La Vendée, vaincue, n'est pas morte. Elle aura encore des soubresauts, de brûlants jets de flamme, mais elle ne mettra plus en danger l'unité nationale ni la Révolution.

Loi des suspects (17 septembre 1793)
Sont réputés suspects :

1. Ceux qui, dans les assemblées du peuple, arrêtent son énergie par des discours astucieux, des cris turbulents et des menaces.
2. Ceux qui, plus prudents, parlent mystérieusement des malheurs de la République, s'apitoient sur le sort du peuple et sont toujours prêts à répandre de mauvaises nouvelles avec une douleur affectée.
3. Ceux qui ont changé de conduite et de langage selon les événements; ceux qui, muets sur les crimes des royalistes, des fédéralistes, déclament avec emphase contre les fautes légères des patriotes et affectent, pour paraître républicains, une austérité, une sévérité étudiées, et qui cèdent aussitôt qu'il s'agit d'un modéré ou d'un aristocrate.
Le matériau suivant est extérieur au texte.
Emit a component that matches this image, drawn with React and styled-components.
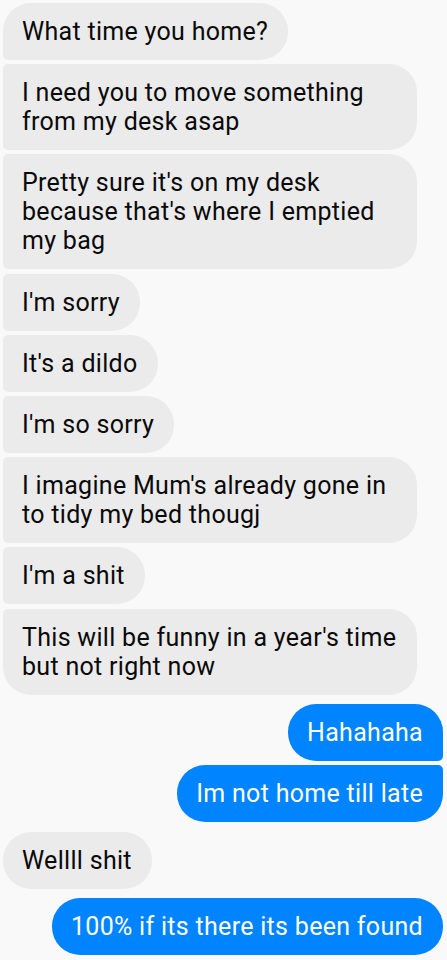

4. Ceux qui plaignent les fermiers et marchands avides contre lesquels la loi est obligée de prendre des mesures.
5. Ceux qui, ayant toujours les mots de liberté, république et patrie sur les lèvres, fréquentent les ci-devant nobles, les prêtres contre-révolutionnaires, les aristocrates, les feuillants, les modérés et s'intéressent à leur sort.
6. Ceux qui n'ont pris aucune part active dans tout ce qui intéresse la Révolution et qui, pour s'en disculper, font valoir le paiement des contributions, leurs dons patriotiques, leur service dans la garde nationale, par remplacement ou autrement, etc...
7. Ceux qui ont reçu avec indifférence la constitution républicaine et ont fait part de fausses craintes sur son établissement et sa durée.
8. Ceux qui, n'ayant rien fait contre la liberté, n'ont aussi rien fait pour elle.
9. Ceux qui ne fréquentent pas leurs sections et qui donnent pour excuse qu'ils ne savent pas parler et que leurs affaires les en empêchent.
10. Ceux qui parlent avec mépris des autorités constituées, des signes de la loi, des sociétés populaires et des défenseurs de la liberté.
11. Ceux qui ont signé des pétitions contre-révolutionnaires ou fréquenté des sociétés et clubs anticiviques.
12. Les partisans de Lafayette et les assassins qui se sont transportés au Champ-de-Mars.